It was big news this month when Treasurer Scott Morrison announced the federal government will be mandating comprehensive (or positive) credit reporting (CCR) by the middle of 2018.

This means that the big banks will have to ensure that at least 50% of their positive consumer credit data is “ready for reporting” by the 1st of July. They will then be required to have all of it ready a year later.

The backstory for this announcement is that while the Privacy Act was amended to allow for this positive reporting back in 2014, participation by credit providers has been voluntary and so far, the take up has been very limited, and so now the government has acted.

The extra information that will now be included on your credit file includes information on your repayment history, credit limits of your open and closed accounts, the type of credit account, and the open and close dates of those accounts.

But what does this mean for me?

Basically, it means that your credit file will now be a more complete picture of your credit profile. Once this extra information is included on your file, when you apply for another credit product, that provider will be able to view this information in conjunction with their own lending criteria as they assess whether to approve your application.

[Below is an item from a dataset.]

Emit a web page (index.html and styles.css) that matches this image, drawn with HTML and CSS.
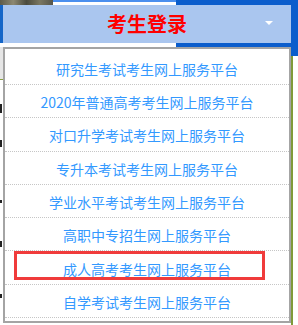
FILE: index.html
```html
<!DOCTYPE html>
<html lang="zh-CN">
<head>
<meta charset="utf-8">
<title>考生登录</title>
<link rel="stylesheet" href="styles.css">
</head>
<body>
<div class="top">
  <div class="photo"></div>
  <div class="band-light"></div>
  <div class="band-dark"></div>
</div>
<div class="header">
  <div class="edge-l"></div>
  <div class="bar">
    <span class="title">考生登录</span>
    <span class="arrow"></span>
  </div>
  <div class="edge-r"></div>
</div>
<div class="gap">
  <div class="gap-white"></div>
  <div class="gap-blue"></div>
</div>
<div class="main">
  <div class="side-l">
    <div class="side-l-gray"></div>
    <div class="mark m1"></div>
    <div class="mark m2"></div>
    <div class="mark m3"></div>
    <div class="mark m4"></div>
    <div class="mark m5"></div>
  </div>
  <ul class="panel">
    <li class="item">研究生考试考生网上服务平台</li>
    <li class="item">2020年普通高考考生网上服务平台</li>
    <li class="item">对口升学考试考生网上服务平台</li>
    <li class="item">专升本考试考生网上服务平台</li>
    <li class="item">学业水平考试考生网上服务平台</li>
    <li class="item">高职中专招生网上服务平台</li>
    <li class="item">成人高考考生网上服务平台<span class="highlight"></span></li>
    <li class="item">自学考试考生网上服务平台</li>
  </ul>
  <div class="side-r">
    <div class="side-r-blue"></div>
    <div class="side-r-line"></div>
  </div>
</div>
</body>
</html>
```
FILE: styles.css
```css
html, body {
  margin: 0;
  padding: 0;
}
body {
  width: 298px;
  height: 325px;
  overflow: hidden;
  background: #fff;
  font-family: "Noto Sans CJK SC", "Microsoft YaHei", sans-serif;
}
.top {
  display: flex;
  height: 5px;
}
.photo {
  width: 53px;
  background: linear-gradient(90deg, #5d5b4a 0%, #8c8872 25%, #4b4b3e 50%, #7a7762 75%, #56554a 100%);
}
.band-light {
  width: 123px;
  box-sizing: border-box;
  border-top: 2px solid #4b8fee;
  background: #fff;
}
.band-dark {
  flex: 1;
  background: #0b5dcc;
}
.header {
  display: flex;
  height: 38px;
}
.edge-l {
  width: 3px;
  background: #1566c8;
}
.bar {
  width: 288px;
  background: #aac6ef;
  position: relative;
  display: flex;
  align-items: center;
  justify-content: center;
}
.title {
  color: #ff0000;
  font-size: 20px;
  font-weight: bold;
  line-height: 1;
}
.arrow {
  position: absolute;
  left: 262px;
  top: 16px;
  width: 0;
  height: 0;
  border-left: 4px solid transparent;
  border-right: 4px solid transparent;
  border-top: 4px solid #fff;
}
.edge-r {
  flex: 1;
  background: #0b5dcc;
}
.gap {
  display: flex;
  height: 4px;
}
.gap-white {
  width: 176px;
}
.gap-blue {
  flex: 1;
  background: #0b5dcc;
}
.main {
  display: flex;
  height: 278px;
}
.side-l {
  width: 3px;
  position: relative;
}
.side-l-gray {
  height: 32px;
  background: #e6e6e6;
  border-bottom: 1px solid #8aa040;
}
.mark {
  position: absolute;
  left: 0;
  width: 2px;
  background: #222;
}
.m1 { top: 57px; height: 9px; }
.m2 { top: 93px; height: 7px; }
.m3 { top: 153px; height: 3px; }
.m4 { top: 194px; height: 6px; }
.m5 { top: 247px; height: 4px; }
.panel {
  list-style: none;
  margin: 0;
  width: 288px;
  height: 276px;
  box-sizing: border-box;
  border: 2px solid #a4a4a4;
  padding: 2.7px 0 0;
  background: #fff;
}
.item {
  position: relative;
  height: 32.29px;
  box-sizing: content-box;
  border-bottom: 1px dotted #c6c6c6;
  display: flex;
  align-items: center;
  justify-content: center;
  padding-top: 0;
  color: #3399ff;
  font-size: 14px;
  line-height: 1;
  padding-top: 2px;
  height: 30.29px;
}
.highlight {
  position: absolute;
  left: 9px;
  top: 0;
  width: 251px;
  height: 29px;
  box-sizing: border-box;
  border: 3px solid #f03b3b;
}
.side-r {
  flex: 1;
  display: flex;
  flex-direction: column;
}
.side-r-blue {
  height: 9px;
  background: #0b5dcc;
}
.side-r-line {
  flex: 1;
  width: 2px;
  background: #7f9a3a;
}
```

The government says this will result in better deals on loans and lead to greater competition across the whole industry.

With the extra information, providers can better assess the credit risk of new and existing customers and then use this information to offer preferential interest rates to those who present the least risk or even create new products to reward you for your good credit profile.

As Mr Morrison says himself, “For borrowers, this regime should lead to one thing – a better deal on your mortgage, your personal loan or business loan.” 


What does this mean for my credit score?

Well, the main difference is that now you can have more control over your credit score! By making your repayments on time you can expect to see your score move up over time.

And for anyone that currently says, “Hey, I pay my mortgage and credit card bills every month, why isn’t my score higher?”, or, “I paid off my personal loan ahead of schedule!” Well, your score will soon reflect just that. Happy days!


How can I get ready for CCR?

You should start now! When the banks go live with comprehensive data they may include historical data from your credit accounts that are up to 2 years old!

  • Make sure you pay everything on time as your repayment history is going to count. Maybe consider setting up direct debits
  • Always do your homework before you apply for credit and only apply when you really need it. Your account open and close dates and credit limits are going to be on your credit file
  • Monitor your free credit score and credit report regularly to check your progress
  • Keep an eye out for any incorrect or fraudulent entries on your credit file


So, Comprehensive Credit Reporting is definitely coming. Time to get ready!